The adjustment process “has been knocked out of whack by the financial crisis,” Ellen Zentner, a senior U.S. economist at Nomura in New York, said in a telephone interview. “The model ends up adjusting for a growth pattern that isn’t there. The sudden drop-off in economic activity in late 2008 is not a pattern, it doesn’t happen late every year. It was a one-off event.”
“Around April the seasonal bias turns and starts working against the data,” said Zentner, who shared her findings in research notes issued in December and last week.
Nomura was the fourth-best employment forecaster for the two years through December, according to Bloomberg calculations. Goldman Sachs was No. 1 among forecasters of gross domestic product during the 12 months through June 2009.
Stocks were little changed today as investors weighed developments in Europe’s efforts to take its debt crisis. The Standard & Poor’s 500 Index closed at 1,316 in New York, up less than 0.1 percent.
French business confidence unexpectedly fell in January to the lowest in almost two years, providing the latest sign that Europe’s second-largest economy is mired in a recession, figures from the statistics office Insee showed today in Paris.
Elsewhere, prices paid by Australian producers decelerated in the October through December period for a third straight quarter, boosting scope for the central bank to lower borrowing costs next month, data from the Bureau of Statistics showed in Sydney.
The U.S. seasonal distortions are most acute for the jobless rate, according to a report by Tilton issued Jan. 13. The shift moves the rate by about a tenth of a point per month on average relative to the adjustment before the crisis, he said. The influence is most positive from November through January, Tilton’s research showed.
The overcompensation probably accounts for about 0.2 percentage point of the 0.4-point drop in the jobless rate over the past two months, according to Zentner’s calculations.
Economists at Goldman Sachs forecast unemployment will average 8.5 percent this year, unchanged from December’s reading. Nomura’s estimate is 8.4 percent. Zentner and Tilton agree that data on GDP aren’t affected by the seasonal issues.
In addition to the unemployment rate, the other indicators that show a marked influence include retail sales, consumer prices excluding food and fuel costs and the total number of people on jobless benefit rolls, Tilton said.
Chris Rupkey is among those who are more optimistic.
“Forecasters have moved too far to the other side of the boat, they’ve gone too pessimistic,” said Rupkey, chief financial economist at Bank of Tokyo-Mitsubishi UFJ Ltd. in New York, who forecasts unemployment will average 8 percent this year. “The data is surprising to the upside and that leads us to believe the entire year will surprise the market.”

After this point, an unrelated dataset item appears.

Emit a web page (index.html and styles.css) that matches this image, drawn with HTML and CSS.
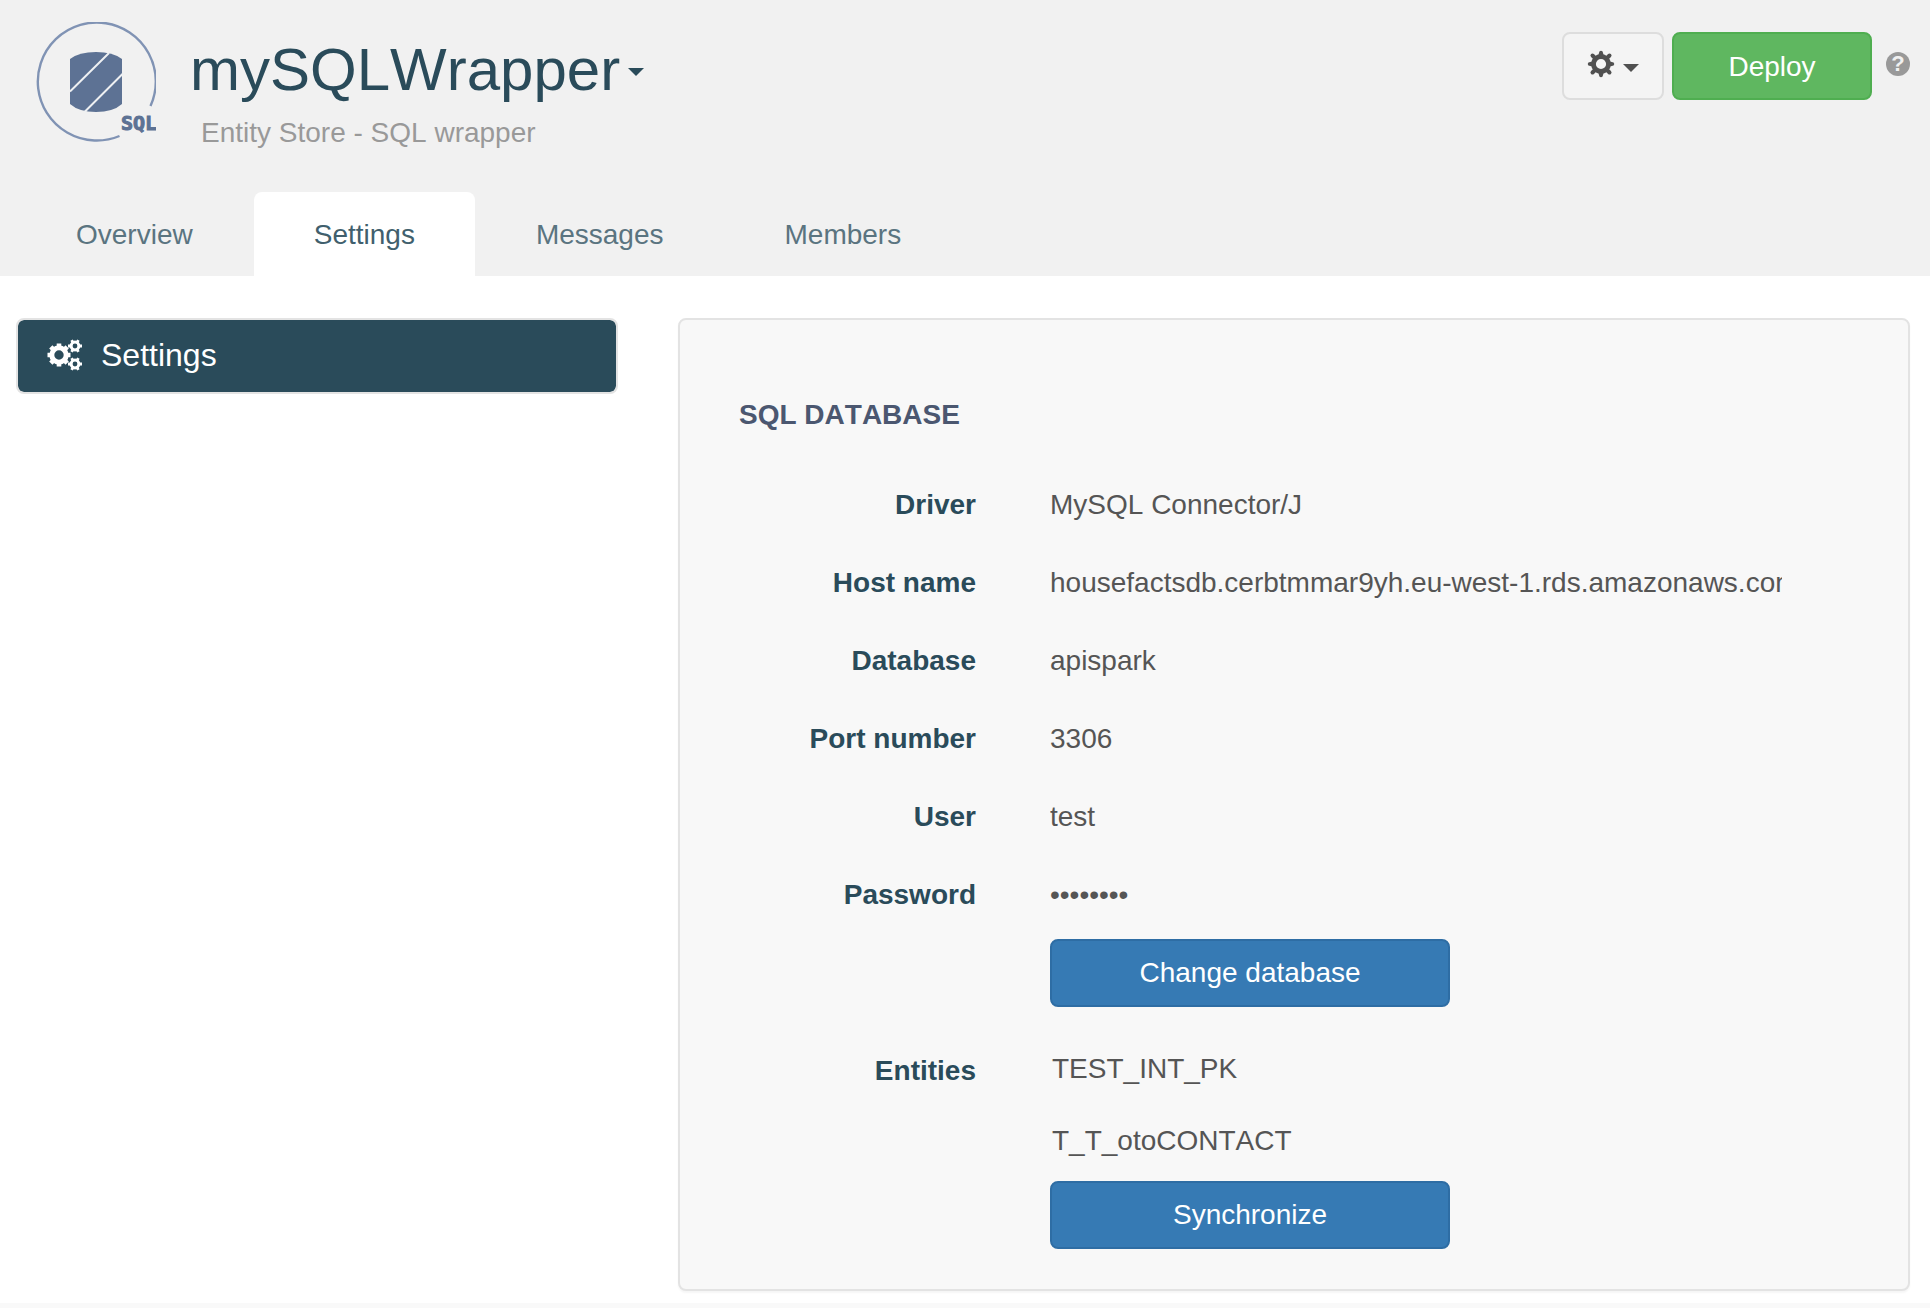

The ISM’s factory gauge has also been skewed by the seasonal adjustment issues, according to Tilton’s and Zentner’s research. Tilton estimates the deviation from the pre-crisis adjustment averages about 0.35 point a month, and the most positive influence occurs from September through December.
The manufacturing index was at 53.9 last month compared with 50.6 in August, last year’s low point.
The bias stemming from the financial crisis has been accompanied this year by warmer and drier weather than usual, which has also boosted some data, said Tilton.
“The housing-related data probably benefited from the fact that the weather was relatively nice in December,” said Tilton.
Single-family housing starts rose in December to a 470,000 annual pace from 450,000 the prior month and the highest since April 2010, the Commerce Department reported last week.
Homebuilders may not be the only industry benefitting.
Profits at Union Pacific Corp. (UNP), the biggest U.S. railroad, topped estimates in the fourth quarter as carloads advanced 3 percent, led by gains in autos and chemicals.
Shipments of chemicals improved as “favorable weather and strong demand extended the shipping seasons,” John Koraleski, executive vice president of marketing and sales at Union Pacific, said on a Jan. 19 conference call.
While the seasonal adjustment may have augmented the improvement in growth, it does not cast doubt that growth has strengthened, said Tilton.
“The main driver is the fundamental state of the economy,” said Tilton. The drop in fuel prices in the second half of the year and the rebound in confidence from the “uncertainty shock” caused by the debt-ceiling debate have played a bigger role in the improvement, he said.